Search code examples
cmultithreadingparallel-processingopenmpreduction

Array reduction with OpenMP leads to "user defined reduction not found for"


I'm doing a scholar work and I have to obtain the histogram from a IMAGE.

All is going well, but when I tried to make the code parallel with the OpenMP, the compiler returns me this error: user defined reduction not found for 'histog'

The code that I used is this:

void HistogramaParaleloRed(int *histog)
{

    #pragma omp parallel
    {
        #pragma omp for
        for (int i = 0; i < NG; i++)
        {
            histog[i] = 0;
        }

        #pragma omp for reduction(+ : histog)
        for (int i = 0; i < N; i++)
        {
            for (int j = 0; j < N; j++)
            {
                histog[IMAGEN[i][j]]++;
            }
        }
    }
}

And the call to the function in Main is: HistogramaParaleloRed(histog_pal_red);


Solution

  • The error

    user defined reduction not found for
    

    can happen because either the code was compiled with a compiler that does not support the OpenMP 4.5 array reduction feature (or that compiler is misconfigured) or because your are trying the reduce a naked pointer (like it is the case of your example). In the latter, the compiler cannot tell how many elements are to be reduce.

    So either you use a compiler that supports OpenMP 5.0 and take advantage of array sections feature as follows:

    void HistogramaParaleloRed(int *histog)
    {
    
        #pragma omp parallel
        {
            #pragma omp for
            for (int i = 0; i < NG; i++)
            {
                histog[i] = 0;
            }
    
            #pragma omp for reduction(+ : histog[:N])
            for (int i = 0; i < N; i++)
            {
                for (int j = 0; j < N; j++)
                {
                    histog[IMAGEN[i][j]]++;
                }
            }
        }
    }
    

    or alternatively, implement the reduction yourself.

    Implement the Reduction manually

    One approach is to create a shared structure among threads (i.e., thread_histog), then each thread updates its position, and afterward, threads reduce the values of the shared structure into the original histog array.

    void HistogramaParaleloRed(int *histog, int number_threads)
    {
        int thread_histog[number_threads][NG] = {{0}};
        #pragma omp parallel
        {
            int thread_id = omp_get_thread_num();
            #pragma omp for 
            for (int i = 0; i < N; i++)
              for (int j = 0; j < N; j++)
                    thread_histog[thread_id][IMAGEN[i][j]]++;
    
           #pragma omp for no_wait
           for (int i = 0; i < NG; i++)
               for(int j = 0; j < number_threads; j++)
                  histog[i] += thread_histog[j][i]
        }
    }
    

    Another approach is to create an array of locks, one for each element of the histog array.

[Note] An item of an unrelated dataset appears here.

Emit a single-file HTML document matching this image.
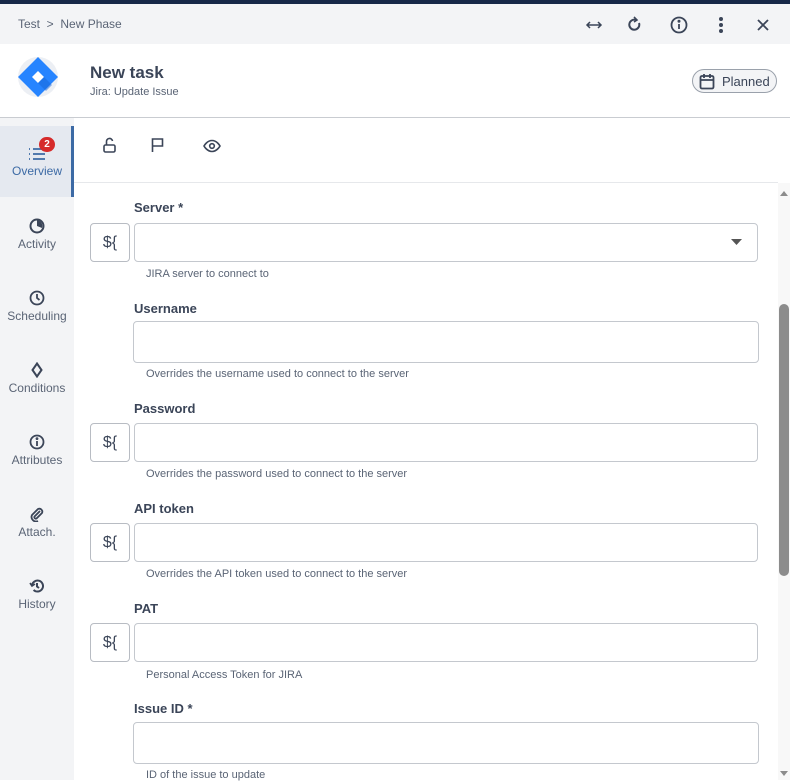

Whenever a thread updates a given histog position, first acquires the lock corresponded to that position so that no other thread will be updating concurrently the same array position.

    void HistogramaParaleloRed(int *histog)
    {
        omp_lock_t locks[NG];
        #pragma omp parallel
        {
           #pragma omp for
           for (int i = 0; i < NG; i++)
                omp_init_lock(&locks[i]);
    
            int thread_id = omp_get_thread_num();
            #pragma omp for 
            for (int i = 0; i < N; i++)
              for (int j = 0; j < N; j++){
                  int pos = IMAGEN[i][j]
                  omp_set_lock(&locks[pos]);
                  thread_histog[thread_id][pos]++; 
                  omp_unset_lock(&locks[pos]);
              }
    
           #pragma omp for no_wait
           for (int i = 0; i < NG; i++)
                omp_destroy_lock(&locks[i]);
        }
    }